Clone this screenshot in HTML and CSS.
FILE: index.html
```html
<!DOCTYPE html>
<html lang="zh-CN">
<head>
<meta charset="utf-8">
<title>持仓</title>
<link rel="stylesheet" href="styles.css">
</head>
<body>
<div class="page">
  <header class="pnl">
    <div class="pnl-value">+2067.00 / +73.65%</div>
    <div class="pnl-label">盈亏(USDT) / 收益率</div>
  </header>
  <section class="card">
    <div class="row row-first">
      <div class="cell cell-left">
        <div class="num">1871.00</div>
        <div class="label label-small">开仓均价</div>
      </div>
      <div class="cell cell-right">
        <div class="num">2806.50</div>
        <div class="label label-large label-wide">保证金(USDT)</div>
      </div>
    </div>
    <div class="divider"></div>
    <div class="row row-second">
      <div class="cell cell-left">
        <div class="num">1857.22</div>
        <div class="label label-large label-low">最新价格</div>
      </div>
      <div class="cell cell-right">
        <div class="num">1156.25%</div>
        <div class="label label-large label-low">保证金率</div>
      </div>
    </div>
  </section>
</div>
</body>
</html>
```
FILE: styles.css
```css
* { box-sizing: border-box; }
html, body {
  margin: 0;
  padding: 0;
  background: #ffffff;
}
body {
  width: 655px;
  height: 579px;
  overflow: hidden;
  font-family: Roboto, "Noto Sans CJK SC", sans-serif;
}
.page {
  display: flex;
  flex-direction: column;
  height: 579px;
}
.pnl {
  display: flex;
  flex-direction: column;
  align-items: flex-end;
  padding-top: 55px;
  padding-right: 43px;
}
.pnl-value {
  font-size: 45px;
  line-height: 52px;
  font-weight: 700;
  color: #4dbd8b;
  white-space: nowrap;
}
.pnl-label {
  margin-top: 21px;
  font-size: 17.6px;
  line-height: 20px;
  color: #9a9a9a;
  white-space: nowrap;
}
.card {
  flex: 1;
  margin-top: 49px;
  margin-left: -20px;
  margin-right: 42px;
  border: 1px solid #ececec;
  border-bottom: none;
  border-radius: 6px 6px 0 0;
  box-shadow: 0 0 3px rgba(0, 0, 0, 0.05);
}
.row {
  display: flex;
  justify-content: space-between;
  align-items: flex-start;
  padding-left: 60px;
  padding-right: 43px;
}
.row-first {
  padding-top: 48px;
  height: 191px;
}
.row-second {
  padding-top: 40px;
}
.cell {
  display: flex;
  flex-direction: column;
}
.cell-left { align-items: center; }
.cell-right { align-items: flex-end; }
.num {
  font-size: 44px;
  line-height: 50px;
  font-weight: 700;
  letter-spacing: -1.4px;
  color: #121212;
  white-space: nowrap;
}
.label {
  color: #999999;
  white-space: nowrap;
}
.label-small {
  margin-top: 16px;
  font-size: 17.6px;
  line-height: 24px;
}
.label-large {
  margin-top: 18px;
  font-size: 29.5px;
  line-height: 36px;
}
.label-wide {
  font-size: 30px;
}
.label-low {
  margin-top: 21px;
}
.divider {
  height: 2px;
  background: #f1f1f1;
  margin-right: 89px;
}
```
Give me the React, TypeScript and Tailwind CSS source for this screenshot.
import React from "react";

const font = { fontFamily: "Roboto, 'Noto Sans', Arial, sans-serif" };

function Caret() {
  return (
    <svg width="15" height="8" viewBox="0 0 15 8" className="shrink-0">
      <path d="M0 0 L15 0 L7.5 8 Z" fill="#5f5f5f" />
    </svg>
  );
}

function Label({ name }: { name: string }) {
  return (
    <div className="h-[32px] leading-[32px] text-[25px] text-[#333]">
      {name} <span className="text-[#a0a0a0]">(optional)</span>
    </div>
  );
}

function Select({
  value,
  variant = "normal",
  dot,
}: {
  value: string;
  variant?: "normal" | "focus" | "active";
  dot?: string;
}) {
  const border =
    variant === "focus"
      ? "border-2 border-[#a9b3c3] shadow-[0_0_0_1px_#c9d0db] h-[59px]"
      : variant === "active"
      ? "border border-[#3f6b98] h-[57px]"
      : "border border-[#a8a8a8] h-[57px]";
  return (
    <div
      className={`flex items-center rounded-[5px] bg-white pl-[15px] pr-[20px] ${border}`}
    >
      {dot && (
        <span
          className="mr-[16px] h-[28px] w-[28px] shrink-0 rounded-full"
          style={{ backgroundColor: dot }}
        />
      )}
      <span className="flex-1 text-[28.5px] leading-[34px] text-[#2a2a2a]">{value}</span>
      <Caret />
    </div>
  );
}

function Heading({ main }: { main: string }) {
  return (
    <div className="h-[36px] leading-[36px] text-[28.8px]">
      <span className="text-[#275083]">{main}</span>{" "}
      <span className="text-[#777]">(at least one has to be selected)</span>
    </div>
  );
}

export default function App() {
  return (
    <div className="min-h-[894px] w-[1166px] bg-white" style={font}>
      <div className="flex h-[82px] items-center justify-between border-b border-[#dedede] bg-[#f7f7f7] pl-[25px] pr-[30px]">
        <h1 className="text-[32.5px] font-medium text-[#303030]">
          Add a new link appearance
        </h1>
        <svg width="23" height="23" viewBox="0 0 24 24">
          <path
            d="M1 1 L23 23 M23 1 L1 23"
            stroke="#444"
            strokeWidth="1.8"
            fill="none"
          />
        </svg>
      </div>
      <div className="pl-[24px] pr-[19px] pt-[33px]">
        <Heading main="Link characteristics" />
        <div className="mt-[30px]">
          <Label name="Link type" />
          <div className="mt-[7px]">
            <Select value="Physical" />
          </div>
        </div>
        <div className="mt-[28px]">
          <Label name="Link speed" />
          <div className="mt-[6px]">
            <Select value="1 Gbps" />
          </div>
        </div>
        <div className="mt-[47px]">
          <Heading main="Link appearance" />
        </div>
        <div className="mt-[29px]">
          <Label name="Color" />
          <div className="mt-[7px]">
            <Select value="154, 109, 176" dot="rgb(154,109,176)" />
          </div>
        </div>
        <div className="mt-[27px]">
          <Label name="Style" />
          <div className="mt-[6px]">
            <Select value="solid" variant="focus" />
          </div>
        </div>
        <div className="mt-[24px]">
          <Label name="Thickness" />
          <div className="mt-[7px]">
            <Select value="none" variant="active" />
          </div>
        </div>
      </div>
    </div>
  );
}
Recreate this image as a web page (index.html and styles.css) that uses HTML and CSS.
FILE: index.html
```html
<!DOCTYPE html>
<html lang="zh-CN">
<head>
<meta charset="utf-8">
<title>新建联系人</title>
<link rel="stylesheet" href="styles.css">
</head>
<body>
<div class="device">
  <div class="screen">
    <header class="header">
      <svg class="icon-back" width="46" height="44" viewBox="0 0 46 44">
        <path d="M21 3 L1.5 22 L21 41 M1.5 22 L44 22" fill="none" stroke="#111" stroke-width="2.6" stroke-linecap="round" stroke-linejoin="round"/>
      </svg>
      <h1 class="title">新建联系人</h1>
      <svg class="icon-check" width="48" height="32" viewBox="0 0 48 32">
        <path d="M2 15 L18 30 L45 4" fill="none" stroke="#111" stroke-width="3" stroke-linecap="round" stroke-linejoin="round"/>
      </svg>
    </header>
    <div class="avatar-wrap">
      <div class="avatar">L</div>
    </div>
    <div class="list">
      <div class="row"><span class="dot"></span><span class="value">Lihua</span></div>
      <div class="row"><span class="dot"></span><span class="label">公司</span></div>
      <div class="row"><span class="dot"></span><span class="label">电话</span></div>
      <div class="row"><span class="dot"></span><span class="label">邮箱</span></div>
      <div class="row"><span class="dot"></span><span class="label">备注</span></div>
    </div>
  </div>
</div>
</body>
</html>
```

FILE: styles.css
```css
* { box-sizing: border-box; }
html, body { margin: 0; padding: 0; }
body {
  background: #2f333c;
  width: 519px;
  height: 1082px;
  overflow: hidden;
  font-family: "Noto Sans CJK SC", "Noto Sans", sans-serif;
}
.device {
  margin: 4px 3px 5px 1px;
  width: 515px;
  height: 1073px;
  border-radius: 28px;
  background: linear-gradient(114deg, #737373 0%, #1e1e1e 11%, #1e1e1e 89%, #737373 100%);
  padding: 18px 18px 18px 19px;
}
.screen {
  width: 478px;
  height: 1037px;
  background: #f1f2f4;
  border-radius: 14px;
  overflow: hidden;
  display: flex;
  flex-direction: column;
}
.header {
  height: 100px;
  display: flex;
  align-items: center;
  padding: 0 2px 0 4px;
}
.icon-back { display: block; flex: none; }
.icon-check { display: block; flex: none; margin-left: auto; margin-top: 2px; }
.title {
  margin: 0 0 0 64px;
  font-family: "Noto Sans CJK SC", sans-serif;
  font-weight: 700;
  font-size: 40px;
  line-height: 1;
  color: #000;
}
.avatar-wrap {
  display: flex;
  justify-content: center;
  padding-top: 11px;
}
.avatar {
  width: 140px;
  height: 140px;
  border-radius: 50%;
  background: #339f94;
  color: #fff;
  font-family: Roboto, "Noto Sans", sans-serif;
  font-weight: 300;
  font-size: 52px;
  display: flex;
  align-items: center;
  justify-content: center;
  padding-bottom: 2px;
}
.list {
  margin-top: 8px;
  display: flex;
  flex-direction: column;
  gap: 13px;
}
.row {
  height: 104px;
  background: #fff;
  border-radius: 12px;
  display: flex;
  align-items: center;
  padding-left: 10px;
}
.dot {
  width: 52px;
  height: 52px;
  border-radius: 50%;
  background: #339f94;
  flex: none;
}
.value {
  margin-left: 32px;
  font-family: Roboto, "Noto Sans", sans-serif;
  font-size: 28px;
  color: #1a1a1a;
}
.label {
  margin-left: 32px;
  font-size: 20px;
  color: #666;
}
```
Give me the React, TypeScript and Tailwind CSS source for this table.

##########

◆ Stated task
Take each line containing the string "source" and copy it out.

◆ Complete response
Give me the React, TypeScript and Tailwind CSS source for this screenshot.
Give me the React, TypeScript and Tailwind CSS source for this table.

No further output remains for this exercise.